L’éclairage sombre et le son, à peine perceptible, contribuent à révéler l’état d’âme du personnage affligé par la mort de sa mère. Par sa mise en scène, Cassiers réussit à nous transposer d’un lieu à l’autre, d’un temps à l’autre, d’une phase à l’autre, sans que le comédien ne change de position. Lemoine attire l’attention par une belle performance : il manipule sa voix, son souffle, sa gestuelle, les grimaces du visage, le mouvement des lèvres et de la tête. « L’histoire que Lemoine raconte est si spécifique et, en même temps, elle est universelle. Chacun peut s’y identifier. C’est une histoire de famille, de relation entre les générations … Même dans la vie d’un nomade, d’un réfugié et dans les circonstances les plus difficiles, la force de la famille aide à trouver des solutions. Les circonstances pénibles dont souffrent les citoyens de Haïti ne diffèrent pas de ce qui se passe au Liban ou en Ukraine. Au niveau de la mise en scène, ce qui compte pour moi est que Lemoine ne joue pas ici sa propre vie. Il est plutôt un guide pour le spectateur afin de générer des idées et des images. Il n’est pas là pour imposer son trauma. Le spectateur a la possibilité d’avoir sa propre interprétation », souligne le metteur en scène.

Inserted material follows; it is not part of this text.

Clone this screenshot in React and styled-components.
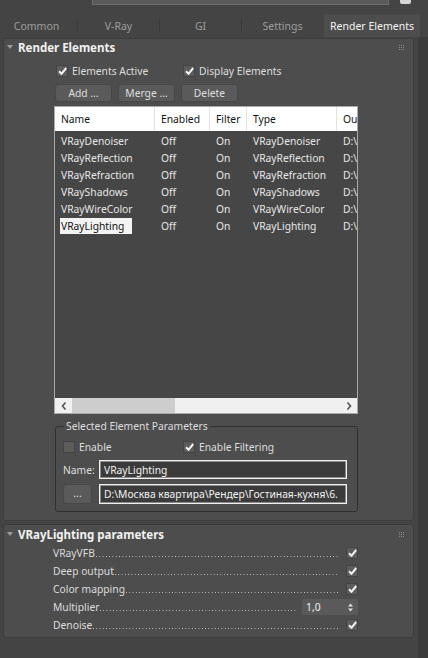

Sur scène, Lemoine tient le rôle du narrateur, ensuite celui de l’enfant qui se rappelle ses souvenirs en Afrique, puis l’adolescent qui s’est trouvé avec sa mère et sa soeur, loin de son père. La mère a décidé de quitter son pays afin de protéger ses enfants de la violence et de la sauvagerie. La France était une meilleure destination à ses yeux, lui permettant d’assurer de meilleures études pour ses enfants. Lemoine adopte une voix propre à chaque phase qu’il traverse. Car il s’agit d’un texte polyphonique à différentes voix, sans trop forcer.

Furieux, le jeune homme s’éloigne de sa mère. Cette femme âgée n’a qu’à retourner à sa terre d’origine parce que sa mission est déjà accomplie. Lemoine évoque tant de non-dits, des sentiments refoulés entre mère et fils.

A la fin du monodrame, le fils finit par redécouvrir sa mère, si forte et si patriarcale. Son image est désormais plus claire, plus belle ; elle se détache en noir et blanc sur l’écran. Lemoine la prie de s’éloigner définitivement.